> _INFORMATION SUPPLIED_:
══════

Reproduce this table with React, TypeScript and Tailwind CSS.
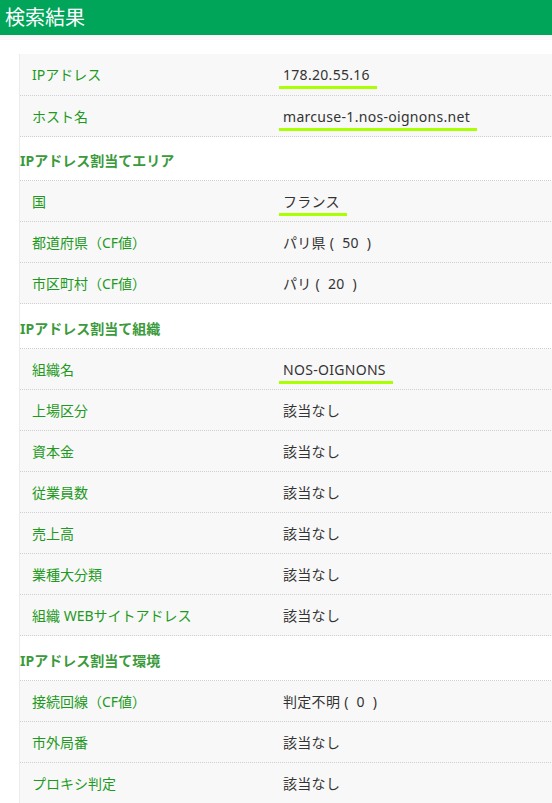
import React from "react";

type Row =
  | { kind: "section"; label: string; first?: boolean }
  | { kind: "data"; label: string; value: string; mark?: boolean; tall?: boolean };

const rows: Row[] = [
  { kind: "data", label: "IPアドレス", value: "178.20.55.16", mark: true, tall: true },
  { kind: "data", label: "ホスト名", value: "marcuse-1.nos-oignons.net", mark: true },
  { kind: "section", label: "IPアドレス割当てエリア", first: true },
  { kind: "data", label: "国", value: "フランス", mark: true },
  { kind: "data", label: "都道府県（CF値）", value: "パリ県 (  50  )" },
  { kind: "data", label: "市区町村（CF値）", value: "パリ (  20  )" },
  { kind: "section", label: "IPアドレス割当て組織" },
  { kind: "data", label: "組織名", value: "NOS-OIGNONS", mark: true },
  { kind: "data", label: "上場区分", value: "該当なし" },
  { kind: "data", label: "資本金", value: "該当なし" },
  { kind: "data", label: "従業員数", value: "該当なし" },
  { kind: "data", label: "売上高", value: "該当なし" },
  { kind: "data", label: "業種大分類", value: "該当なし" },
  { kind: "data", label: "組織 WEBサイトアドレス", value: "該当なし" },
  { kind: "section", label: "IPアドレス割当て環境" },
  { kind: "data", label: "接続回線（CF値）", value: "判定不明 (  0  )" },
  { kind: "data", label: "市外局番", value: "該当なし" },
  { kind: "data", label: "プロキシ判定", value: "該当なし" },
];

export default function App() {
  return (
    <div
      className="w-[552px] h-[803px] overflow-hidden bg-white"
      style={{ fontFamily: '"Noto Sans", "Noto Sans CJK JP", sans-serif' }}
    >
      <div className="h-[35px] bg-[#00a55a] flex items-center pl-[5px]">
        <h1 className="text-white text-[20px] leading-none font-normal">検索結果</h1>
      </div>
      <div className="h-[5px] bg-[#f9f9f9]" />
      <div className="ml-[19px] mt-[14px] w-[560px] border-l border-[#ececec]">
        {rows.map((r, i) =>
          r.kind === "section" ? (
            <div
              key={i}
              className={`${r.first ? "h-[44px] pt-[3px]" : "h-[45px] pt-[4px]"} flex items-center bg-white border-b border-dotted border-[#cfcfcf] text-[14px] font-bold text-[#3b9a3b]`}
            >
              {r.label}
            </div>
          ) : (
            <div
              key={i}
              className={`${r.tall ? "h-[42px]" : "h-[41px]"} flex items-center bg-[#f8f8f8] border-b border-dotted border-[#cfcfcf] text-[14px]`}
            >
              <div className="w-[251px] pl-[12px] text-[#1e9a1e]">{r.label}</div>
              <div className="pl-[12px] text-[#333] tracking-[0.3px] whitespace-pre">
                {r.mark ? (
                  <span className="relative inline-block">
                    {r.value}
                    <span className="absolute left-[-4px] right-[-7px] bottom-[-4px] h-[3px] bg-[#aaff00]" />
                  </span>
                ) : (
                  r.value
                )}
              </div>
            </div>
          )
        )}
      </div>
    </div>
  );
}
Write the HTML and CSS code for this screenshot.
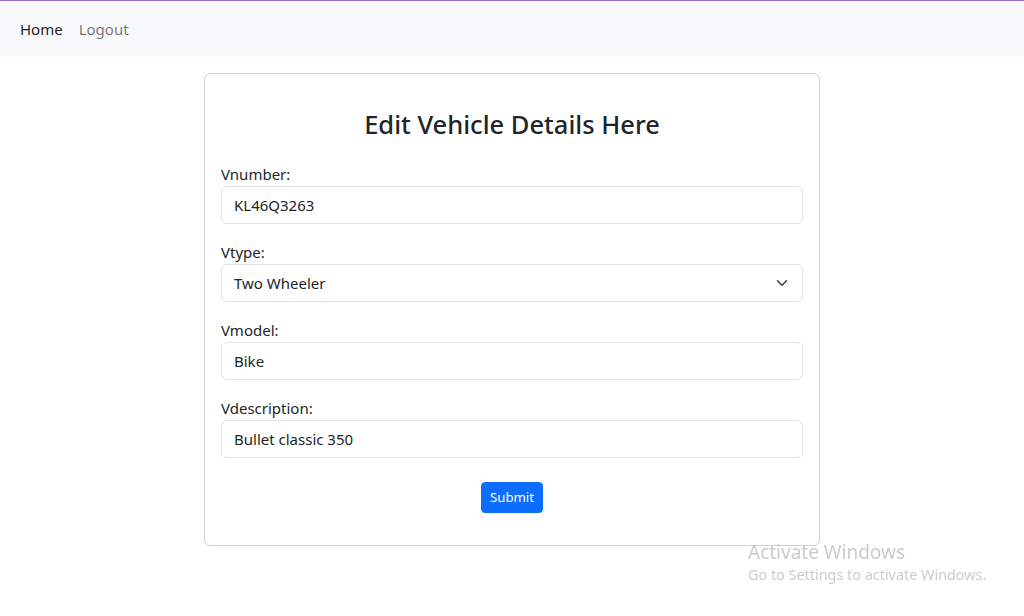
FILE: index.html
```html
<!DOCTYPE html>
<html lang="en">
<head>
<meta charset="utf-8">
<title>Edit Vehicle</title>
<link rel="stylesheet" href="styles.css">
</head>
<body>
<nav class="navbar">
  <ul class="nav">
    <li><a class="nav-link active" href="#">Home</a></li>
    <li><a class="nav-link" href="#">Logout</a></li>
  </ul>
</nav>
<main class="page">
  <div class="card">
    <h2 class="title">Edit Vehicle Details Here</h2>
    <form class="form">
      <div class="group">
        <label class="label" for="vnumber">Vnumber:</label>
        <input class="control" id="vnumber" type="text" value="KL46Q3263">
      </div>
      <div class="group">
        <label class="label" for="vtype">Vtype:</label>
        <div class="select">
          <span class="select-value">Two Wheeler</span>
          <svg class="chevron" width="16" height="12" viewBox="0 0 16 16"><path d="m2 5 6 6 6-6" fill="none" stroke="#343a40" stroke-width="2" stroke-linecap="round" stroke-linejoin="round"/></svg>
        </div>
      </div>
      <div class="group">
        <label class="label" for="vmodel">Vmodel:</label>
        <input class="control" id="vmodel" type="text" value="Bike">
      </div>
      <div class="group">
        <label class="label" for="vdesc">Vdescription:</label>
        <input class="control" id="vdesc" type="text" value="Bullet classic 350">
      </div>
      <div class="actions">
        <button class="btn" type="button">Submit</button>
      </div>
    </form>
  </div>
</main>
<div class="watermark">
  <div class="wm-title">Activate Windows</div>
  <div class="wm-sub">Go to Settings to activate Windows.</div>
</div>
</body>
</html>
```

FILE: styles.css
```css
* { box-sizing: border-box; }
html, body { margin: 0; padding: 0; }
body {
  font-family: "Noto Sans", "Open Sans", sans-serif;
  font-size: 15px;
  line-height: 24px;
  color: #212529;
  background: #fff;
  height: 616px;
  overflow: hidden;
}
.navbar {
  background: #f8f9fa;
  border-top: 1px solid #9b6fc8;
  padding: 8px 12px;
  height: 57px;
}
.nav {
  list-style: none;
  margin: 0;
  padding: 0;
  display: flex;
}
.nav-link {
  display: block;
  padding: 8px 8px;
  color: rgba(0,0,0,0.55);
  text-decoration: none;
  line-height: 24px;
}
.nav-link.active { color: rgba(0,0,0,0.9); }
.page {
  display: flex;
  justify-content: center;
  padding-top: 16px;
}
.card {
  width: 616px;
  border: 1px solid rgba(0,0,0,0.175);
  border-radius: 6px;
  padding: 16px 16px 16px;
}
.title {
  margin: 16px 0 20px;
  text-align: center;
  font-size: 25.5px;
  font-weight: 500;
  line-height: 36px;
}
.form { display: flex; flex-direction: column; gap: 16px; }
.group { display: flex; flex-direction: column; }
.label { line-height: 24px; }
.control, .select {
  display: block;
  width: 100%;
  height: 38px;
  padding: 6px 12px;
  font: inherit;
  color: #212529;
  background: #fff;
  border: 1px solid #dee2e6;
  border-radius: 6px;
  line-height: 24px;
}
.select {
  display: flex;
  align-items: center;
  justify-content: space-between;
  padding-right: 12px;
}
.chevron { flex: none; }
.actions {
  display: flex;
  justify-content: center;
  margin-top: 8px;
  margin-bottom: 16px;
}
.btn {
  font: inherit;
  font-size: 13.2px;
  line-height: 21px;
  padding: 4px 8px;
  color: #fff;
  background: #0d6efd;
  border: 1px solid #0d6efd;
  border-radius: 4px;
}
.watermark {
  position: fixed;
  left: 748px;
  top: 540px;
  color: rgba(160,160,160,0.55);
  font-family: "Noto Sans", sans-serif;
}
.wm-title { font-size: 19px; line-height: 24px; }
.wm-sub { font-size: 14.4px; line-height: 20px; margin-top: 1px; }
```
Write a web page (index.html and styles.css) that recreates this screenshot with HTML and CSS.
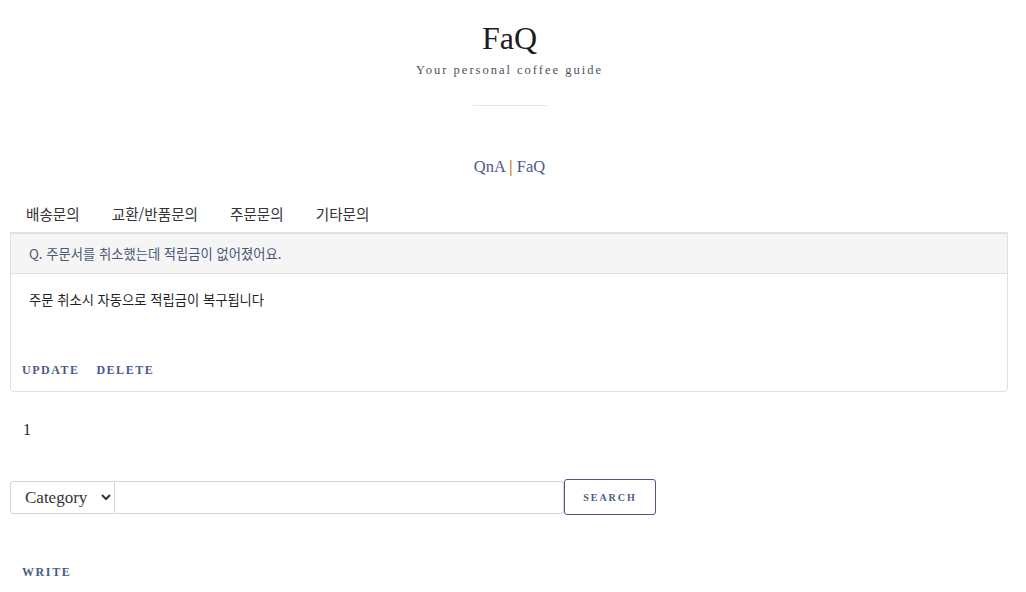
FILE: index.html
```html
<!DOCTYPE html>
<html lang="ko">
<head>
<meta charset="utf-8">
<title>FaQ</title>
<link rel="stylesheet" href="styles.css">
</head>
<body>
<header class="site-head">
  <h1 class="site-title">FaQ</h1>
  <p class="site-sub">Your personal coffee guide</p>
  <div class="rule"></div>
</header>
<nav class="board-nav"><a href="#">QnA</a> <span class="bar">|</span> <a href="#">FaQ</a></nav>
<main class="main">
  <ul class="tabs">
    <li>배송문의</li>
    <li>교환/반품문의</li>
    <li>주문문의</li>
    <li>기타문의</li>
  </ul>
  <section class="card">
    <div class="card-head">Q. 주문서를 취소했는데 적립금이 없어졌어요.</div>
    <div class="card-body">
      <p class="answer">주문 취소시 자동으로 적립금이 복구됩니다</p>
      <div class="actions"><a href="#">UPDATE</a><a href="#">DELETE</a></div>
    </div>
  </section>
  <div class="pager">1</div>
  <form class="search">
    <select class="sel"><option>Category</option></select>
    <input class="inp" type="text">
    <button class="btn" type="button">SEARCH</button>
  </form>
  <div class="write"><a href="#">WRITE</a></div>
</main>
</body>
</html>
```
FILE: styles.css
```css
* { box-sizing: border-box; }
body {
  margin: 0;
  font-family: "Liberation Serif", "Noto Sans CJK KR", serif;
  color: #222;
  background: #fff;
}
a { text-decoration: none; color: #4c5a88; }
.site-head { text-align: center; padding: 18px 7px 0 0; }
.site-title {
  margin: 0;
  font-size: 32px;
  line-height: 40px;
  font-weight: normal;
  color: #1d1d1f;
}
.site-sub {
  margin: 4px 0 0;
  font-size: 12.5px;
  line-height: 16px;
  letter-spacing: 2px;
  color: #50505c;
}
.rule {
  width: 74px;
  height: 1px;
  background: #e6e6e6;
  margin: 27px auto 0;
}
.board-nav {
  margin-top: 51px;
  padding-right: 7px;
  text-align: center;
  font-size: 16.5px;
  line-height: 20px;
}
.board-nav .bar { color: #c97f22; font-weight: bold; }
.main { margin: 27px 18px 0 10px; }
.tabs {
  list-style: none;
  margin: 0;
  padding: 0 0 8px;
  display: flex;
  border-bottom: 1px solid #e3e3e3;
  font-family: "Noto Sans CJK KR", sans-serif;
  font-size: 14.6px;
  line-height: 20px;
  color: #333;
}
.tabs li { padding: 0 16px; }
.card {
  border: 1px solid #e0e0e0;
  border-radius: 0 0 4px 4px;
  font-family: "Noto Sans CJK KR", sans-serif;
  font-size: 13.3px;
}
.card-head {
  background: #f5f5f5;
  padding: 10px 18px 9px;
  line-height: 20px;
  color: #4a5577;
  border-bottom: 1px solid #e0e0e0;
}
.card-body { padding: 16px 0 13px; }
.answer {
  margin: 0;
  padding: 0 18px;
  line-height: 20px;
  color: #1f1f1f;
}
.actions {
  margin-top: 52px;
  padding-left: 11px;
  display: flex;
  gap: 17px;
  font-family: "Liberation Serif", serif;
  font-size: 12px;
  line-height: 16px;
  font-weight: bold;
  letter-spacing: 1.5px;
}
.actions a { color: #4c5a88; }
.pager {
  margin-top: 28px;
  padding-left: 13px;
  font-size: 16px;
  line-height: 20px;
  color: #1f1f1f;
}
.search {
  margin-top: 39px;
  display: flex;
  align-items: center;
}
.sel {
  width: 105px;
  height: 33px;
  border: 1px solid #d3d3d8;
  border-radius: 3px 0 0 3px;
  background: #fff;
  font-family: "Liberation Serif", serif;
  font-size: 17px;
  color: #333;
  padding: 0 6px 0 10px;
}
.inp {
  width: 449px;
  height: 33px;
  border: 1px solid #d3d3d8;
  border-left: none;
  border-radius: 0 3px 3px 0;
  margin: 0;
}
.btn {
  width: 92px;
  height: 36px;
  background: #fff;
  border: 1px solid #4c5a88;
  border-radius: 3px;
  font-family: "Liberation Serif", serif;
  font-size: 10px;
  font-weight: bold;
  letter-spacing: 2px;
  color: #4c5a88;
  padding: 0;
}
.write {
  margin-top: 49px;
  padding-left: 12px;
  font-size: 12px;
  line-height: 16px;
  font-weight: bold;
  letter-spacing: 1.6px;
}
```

══════

> _SHORT PROBLEM_: Return only the lines from the start of the data through the line that contains "string; value: string;", please, copying them exactly and omitting all pictures.

> _THE OUTPUT_:
Reproduce this table with React, TypeScript and Tailwind CSS.
import React from "react";

type Row =
  | { kind: "section"; label: string; first?: boolean }
  | { kind: "data"; label: string; value: string; mark?: boolean; tall?: boolean };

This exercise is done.